- **Source excerpt**

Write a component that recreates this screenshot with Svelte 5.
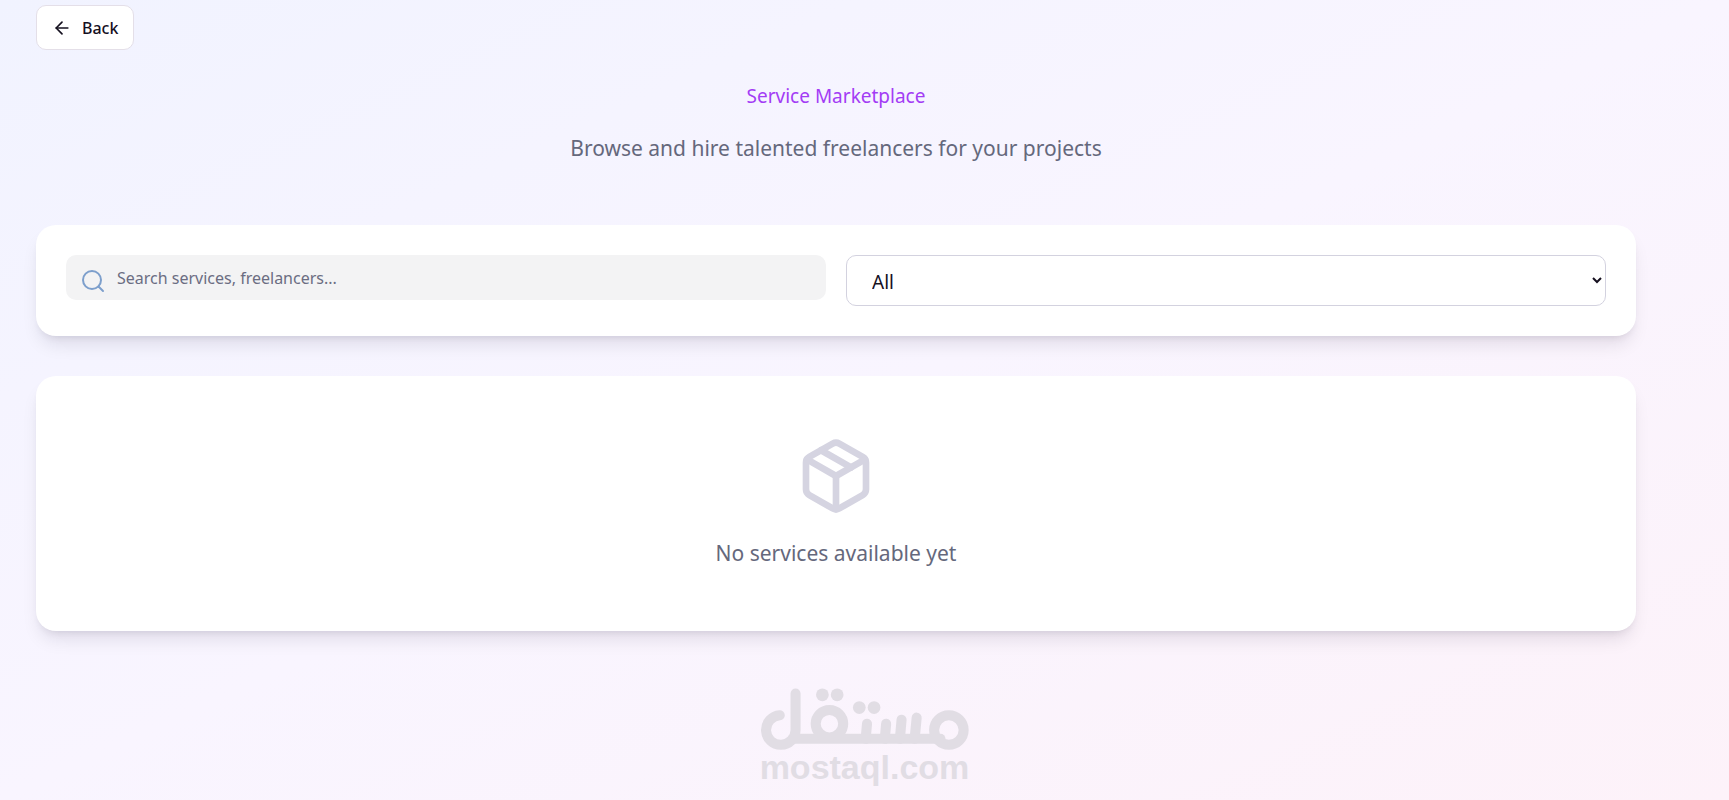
<script>
  let search = "";
  let category = "All";

  const categories = ["All", "Design", "Development", "Writing", "Marketing"];
</script>

<div class="page">
  <main class="container">
    <button class="back-btn" type="button">
      <svg class="back-icon" viewBox="0 0 24 24" aria-hidden="true">
        <path d="m12 19-7-7 7-7" />
        <path d="M19 12H5" />
      </svg>
      Back
    </button>

    <header class="heading">
      <h1>Service Marketplace</h1>
      <p>Browse and hire talented freelancers for your projects</p>
    </header>

    <section class="card filters">
      <label class="search">
        <svg class="search-icon" viewBox="0 0 24 24" aria-hidden="true">
          <circle cx="11" cy="11" r="9" />
          <path d="m22 22-4.5-4.5" />
        </svg>
        <input
          type="text"
          placeholder="Search services, freelancers..."
          aria-label="Search services"
          bind:value={search}
        />
      </label>
      <select aria-label="Category" bind:value={category}>
        {#each categories as item}
          <option value={item}>{item}</option>
        {/each}
      </select>
    </section>

    <section class="card empty">
      <svg class="empty-icon" viewBox="0 0 24 24" aria-hidden="true">
        <path d="M11 21.73a2 2 0 0 0 2 0l7-4A2 2 0 0 0 21 16V8a2 2 0 0 0-1-1.73l-7-4a2 2 0 0 0-2 0l-7 4A2 2 0 0 0 3 8v8a2 2 0 0 0 1 1.73z" />
        <path d="M12 22V12" />
        <path d="M3.29 7 12 12l8.71-5" />
        <path d="m7.5 4.27 9 5.15" />
      </svg>
      <p>No services available yet</p>
    </section>
  </main>

  <footer class="brand">
    <svg class="brand-logo" viewBox="62 50 623 190" role="img" aria-label="مستقل">
      <g class="strokes">
        <path d="M121 134A44 44 0 1 0 168 178V69" />
        <path d="M160 204H600" />
        <circle cx="269" cy="159" r="41" />
        <circle cx="625" cy="178" r="44" />
        <path d="M381 159 377 204M438 159 434 204M484 147 479 204M529 141 523 204" />
      </g>
      <circle cx="248" cy="73" r="19" />
      <circle cx="292" cy="73" r="19" />
      <circle cx="358" cy="111" r="19" />
      <circle cx="402" cy="111" r="19" />
    </svg>
    <span>mostaql.com</span>
  </footer>
</div>

<style>
  :global(body) {
    margin: 0;
  }

  .page {
    box-sizing: border-box;
    min-height: 100vh;
    padding: 5px 36px 0;
    background: linear-gradient(to bottom right, #f1f3ff, #f9f5ff 50%, #fdf2f9);
    font-family: "Segoe UI", "Noto Sans", sans-serif;
    color: #15101f;
  }

  .container {
    max-width: 1600px;
  }

  .back-btn {
    display: flex;
    align-items: center;
    gap: 10px;
    height: 45px;
    padding: 0 15px;
    border: 1px solid #e4dfe8;
    border-radius: 10px;
    background: #fff;
    color: inherit;
    font-family: inherit;
    font-size: 16px;
    font-weight: 500;
    cursor: pointer;
  }

  .back-icon {
    width: 20px;
    height: 20px;
    fill: none;
    stroke: currentColor;
    stroke-width: 2;
    stroke-linecap: round;
    stroke-linejoin: round;
  }

  .heading {
    padding: 31px 0 59px;
    text-align: center;
  }

  .heading h1 {
    margin: 0 0 20px;
    color: #a33cf5;
    font-size: 19px;
    font-weight: 400;
    line-height: 30px;
  }

  .heading p,
  .empty p {
    margin: 0;
    color: #65687c;
    font-size: 21px;
    line-height: 35px;
  }

  .card {
    border-radius: 20px;
    background: #fff;
    box-shadow:
      0 12px 18px -4px rgba(20, 10, 40, 0.1),
      0 5px 8px -5px rgba(20, 10, 40, 0.12);
  }

  .filters {
    display: grid;
    grid-template-columns: 1fr 1fr;
    align-items: start;
    gap: 20px;
    padding: 30px;
    margin-bottom: 40px;
  }

  .search {
    display: flex;
    align-items: center;
    gap: 12px;
    height: 45px;
    padding: 0 15px;
    border-radius: 10px;
    background: #f3f3f4;
  }

  .search-icon {
    flex: none;
    width: 24px;
    height: 24px;
    padding-top: 6px;
    fill: none;
    stroke: #7d9fcc;
    stroke-width: 2;
    stroke-linecap: round;
  }

  .search input {
    flex: 1;
    min-width: 0;
    padding: 0;
    border: 0;
    outline: 0;
    background: transparent;
    color: inherit;
    font-family: inherit;
    font-size: 16px;
  }

  .search input::placeholder {
    color: #6b6d82;
  }

  select {
    width: 100%;
    height: 51px;
    padding: 2px 2px 0 21px;
    border: 1px solid #d3d2df;
    border-radius: 10px;
    background: #fff;
    color: inherit;
    font-family: inherit;
    font-size: 19px;
  }

  .empty {
    display: flex;
    flex-direction: column;
    align-items: center;
    gap: 20px;
    padding: 60px;
  }

  .empty-icon {
    width: 80px;
    height: 80px;
    fill: none;
    stroke: #d5d4e1;
    stroke-width: 2;
    stroke-linecap: round;
    stroke-linejoin: round;
  }

  .brand {
    display: flex;
    flex-direction: column;
    align-items: center;
    padding-top: 56px;
    color: #e1dde4;
    font-family: "Liberation Sans", Arial, sans-serif;
    font-size: 34px;
    font-weight: 700;
    line-height: 32px;
  }

  .brand-logo {
    width: 209px;
    height: 64px;
    fill: currentColor;
  }

  .strokes {
    fill: none;
    stroke: currentColor;
    stroke-width: 30;
    stroke-linecap: round;
  }
</style>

- **Task statement**
Quote the material exactly. Pictures stay out.

- **Exercise result**
Write a component that recreates this screenshot with Svelte 5.
<script>
  let search = "";
  let category = "All";

  const categories = ["All", "Design", "Development", "Writing", "Marketing"];
</script>

<div class="page">
  <main class="container">
    <button class="back-btn" type="button">
      <svg class="back-icon" viewBox="0 0 24 24" aria-hidden="true">
        <path d="m12 19-7-7 7-7" />
        <path d="M19 12H5" />
      </svg>
      Back
    </button>

    <header class="heading">
      <h1>Service Marketplace</h1>
      <p>Browse and hire talented freelancers for your projects</p>
    </header>

    <section class="card filters">
      <label class="search">
        <svg class="search-icon" viewBox="0 0 24 24" aria-hidden="true">
          <circle cx="11" cy="11" r="9" />
          <path d="m22 22-4.5-4.5" />
        </svg>
        <input
          type="text"
          placeholder="Search services, freelancers..."
          aria-label="Search services"
          bind:value={search}
        />
      </label>
      <select aria-label="Category" bind:value={category}>
        {#each categories as item}
          <option value={item}>{item}</option>
        {/each}
      </select>
    </section>

    <section class="card empty">
      <svg class="empty-icon" viewBox="0 0 24 24" aria-hidden="true">
        <path d="M11 21.73a2 2 0 0 0 2 0l7-4A2 2 0 0 0 21 16V8a2 2 0 0 0-1-1.73l-7-4a2 2 0 0 0-2 0l-7 4A2 2 0 0 0 3 8v8a2 2 0 0 0 1 1.73z" />
        <path d="M12 22V12" />
        <path d="M3.29 7 12 12l8.71-5" />
        <path d="m7.5 4.27 9 5.15" />
      </svg>
      <p>No services available yet</p>
    </section>
  </main>

  <footer class="brand">
    <svg class="brand-logo" viewBox="62 50 623 190" role="img" aria-label="مستقل">
      <g class="strokes">
        <path d="M121 134A44 44 0 1 0 168 178V69" />
        <path d="M160 204H600" />
        <circle cx="269" cy="159" r="41" />
        <circle cx="625" cy="178" r="44" />
        <path d="M381 159 377 204M438 159 434 204M484 147 479 204M529 141 523 204" />
      </g>
      <circle cx="248" cy="73" r="19" />
      <circle cx="292" cy="73" r="19" />
      <circle cx="358" cy="111" r="19" />
      <circle cx="402" cy="111" r="19" />
    </svg>
    <span>mostaql.com</span>
  </footer>
</div>

<style>
  :global(body) {
    margin: 0;
  }

  .page {
    box-sizing: border-box;
    min-height: 100vh;
    padding: 5px 36px 0;
    background: linear-gradient(to bottom right, #f1f3ff, #f9f5ff 50%, #fdf2f9);
    font-family: "Segoe UI", "Noto Sans", sans-serif;
    color: #15101f;
  }

  .container {
    max-width: 1600px;
  }

  .back-btn {
    display: flex;
    align-items: center;
    gap: 10px;
    height: 45px;
    padding: 0 15px;
    border: 1px solid #e4dfe8;
    border-radius: 10px;
    background: #fff;
    color: inherit;
    font-family: inherit;
    font-size: 16px;
    font-weight: 500;
    cursor: pointer;
  }

  .back-icon {
    width: 20px;
    height: 20px;
    fill: none;
    stroke: currentColor;
    stroke-width: 2;
    stroke-linecap: round;
    stroke-linejoin: round;
  }

  .heading {
    padding: 31px 0 59px;
    text-align: center;
  }

  .heading h1 {
    margin: 0 0 20px;
    color: #a33cf5;
    font-size: 19px;
    font-weight: 400;
    line-height: 30px;
  }

  .heading p,
  .empty p {
    margin: 0;
    color: #65687c;
    font-size: 21px;
    line-height: 35px;
  }

  .card {
    border-radius: 20px;
    background: #fff;
    box-shadow:
      0 12px 18px -4px rgba(20, 10, 40, 0.1),
      0 5px 8px -5px rgba(20, 10, 40, 0.12);
  }

  .filters {
    display: grid;
    grid-template-columns: 1fr 1fr;
    align-items: start;
    gap: 20px;
    padding: 30px;
    margin-bottom: 40px;
  }

  .search {
    display: flex;
    align-items: center;
    gap: 12px;
    height: 45px;
    padding: 0 15px;
    border-radius: 10px;
    background: #f3f3f4;
  }

  .search-icon {
    flex: none;
    width: 24px;
    height: 24px;
    padding-top: 6px;
    fill: none;
    stroke: #7d9fcc;
    stroke-width: 2;
    stroke-linecap: round;
  }

  .search input {
    flex: 1;
    min-width: 0;
    padding: 0;
    border: 0;
    outline: 0;
    background: transparent;
    color: inherit;
    font-family: inherit;
    font-size: 16px;
  }

  .search input::placeholder {
    color: #6b6d82;
  }

  select {
    width: 100%;
    height: 51px;
    padding: 2px 2px 0 21px;
    border: 1px solid #d3d2df;
    border-radius: 10px;
    background: #fff;
    color: inherit;
    font-family: inherit;
    font-size: 19px;
  }

  .empty {
    display: flex;
    flex-direction: column;
    align-items: center;
    gap: 20px;
    padding: 60px;
  }

  .empty-icon {
    width: 80px;
    height: 80px;
    fill: none;
    stroke: #d5d4e1;
    stroke-width: 2;
    stroke-linecap: round;
    stroke-linejoin: round;
  }

  .brand {
    display: flex;
    flex-direction: column;
    align-items: center;
    padding-top: 56px;
    color: #e1dde4;
    font-family: "Liberation Sans", Arial, sans-serif;
    font-size: 34px;
    font-weight: 700;
    line-height: 32px;
  }

  .brand-logo {
    width: 209px;
    height: 64px;
    fill: currentColor;
  }

  .strokes {
    fill: none;
    stroke: currentColor;
    stroke-width: 30;
    stroke-linecap: round;
  }
</style>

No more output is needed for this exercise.